Clarence "Casey" Darnell
Clarence "Casey" Darnell
“Horses have been good to me all my life,” Casey Darnell told a reporter. “They don’t talk back to you and if you stay on the front end, you won’t get kicked.”
Clarence “Casey” Darnell started his horse career in the 1930s. As a member of the Cowboy Turtles Association and a professional cowboy, he competed in rodeos everywhere from Madison Square Garden to the Cheyenne Frontier Days. He roped calves and bulldogged until World War II broke out, when he interrupted his budding rodeo career to enlist in the Army. Even though he went in as an enlisted man assigned to teach Morse code, he ended up flying B-26s. Darnell was sent to Europe, where he flew 27 combat missions. On his enlistment papers he listed his occupation as cowpuncher, but on his discharge papers it said rancher – he thought that it was more befitting an officer.
After leaving the Army, Darnell went from rodeoing to ranching. In the 1950s, he started training horses. He was the trainer of Skippity Scoot, the 1957 Honor Roll Working Cow Horse. In 1961, he became a New Mexico director for AQHA and an AQHA-approved judge. He served as president of the New Mexico Quarter Horse Association, president of Palomino Horse Breeders of America and became one of the busiest AQHA judges. He judged almost every major Quarter Horse show in the United States, including the All American Quarter Horse Congress, the AQHA World Championship Show and state and regional 4-H youth shows. He also judged in Australia.

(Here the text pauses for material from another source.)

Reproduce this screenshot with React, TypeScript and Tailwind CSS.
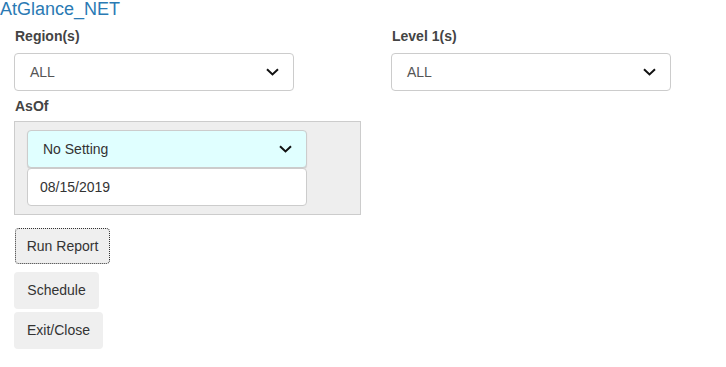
const font = { fontFamily: '"Liberation Sans", Arial, sans-serif' };

function Chevron() {
  return (
    <svg width="13" height="8" viewBox="0 0 13 8" className="shrink-0">
      <path d="M1 1.2 L6.5 6.4 L12 1.2" fill="none" stroke="#111" strokeWidth="2" />
    </svg>
  );
}

function Select({ value, className = "" }: { value: string; className?: string }) {
  return (
    <div
      className={`flex h-[38px] w-[280px] items-center justify-between rounded border border-[#ccc] pl-[15px] pr-[14px] text-[14px] text-[#555] ${className}`}
    >
      <span>{value}</span>
      <Chevron />
    </div>
  );
}

function Field({ label, children }: { label: string; children: React.ReactNode }) {
  return (
    <div className="flex flex-col">
      <div className="mb-[7px] h-5 pl-px text-[14px] font-bold leading-5 text-[#444]">{label}</div>
      {children}
    </div>
  );
}

export default function App() {
  return (
    <div className="h-[367px] w-[726px] bg-white" style={font}>
      <div className="text-[18px] leading-[18px] text-[#2a7ab4]">AtGlance_NET</div>

      <div className="mt-[8px] flex gap-[97px] pl-[14px]">
        <Field label="Region(s)">
          <Select value="ALL" />
        </Field>
        <Field label="Level 1(s)">
          <Select value="ALL" />
        </Field>
      </div>

      <div className="mt-[5px] pl-[14px]">
        <div className="mb-[5px] h-5 pl-px text-[14px] font-bold leading-5 text-[#444]">AsOf</div>
        <div className="flex w-[347px] flex-col border border-[#ccc] bg-[#eee] pb-[8px] pl-[12px] pt-[8px]">
          <Select value="No Setting" className="bg-[#e0ffff] !text-[#333] shadow-[0_1px_1px_rgba(0,0,0,0.12)]" />
          <div className="flex h-[38px] w-[280px] items-center rounded border border-[#ccc] bg-white pl-[12px] text-[14px] text-[#333]">
            08/15/2019
          </div>
        </div>
      </div>

      <div className="mt-[13px] flex flex-col items-start gap-[3px] pl-[14px]">
        <button
          type="button"
          className="ml-px h-[36px] w-[95px] rounded-sm border border-dotted border-[#333] bg-[#efefef] text-[14px] text-[#333]"
        >
          Run Report
        </button>
        <button
          type="button"
          className="mt-[5px] h-[37px] w-[85px] rounded bg-[#efefef] text-[14px] text-[#333]"
        >
          Schedule
        </button>
        <button type="button" className="h-[37px] w-[89px] rounded bg-[#efefef] text-[14px] text-[#333]">
          Exit/Close
        </button>
      </div>
    </div>
  );
}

In the 1970s Darnell became involved in the racing industry and during the next 30 years, training from his farm in Corrales, New Mexico, his horses earned more than $2 million. He is credited with training 496 official winners on the track.
In 1983, Darnell was elected as an AQHA Honorary Vice President and was a member of the Membership Services Committee. Casey Darnell’s career with horses spanned decades and disciplines and people came from all over the world to learn and ride with him. Through it all, he thought all of his horses were winners.
Casey Darnell was inducted into the American Quarter Horse Hall of Fame in 2009.
Biography updated as of March 2009.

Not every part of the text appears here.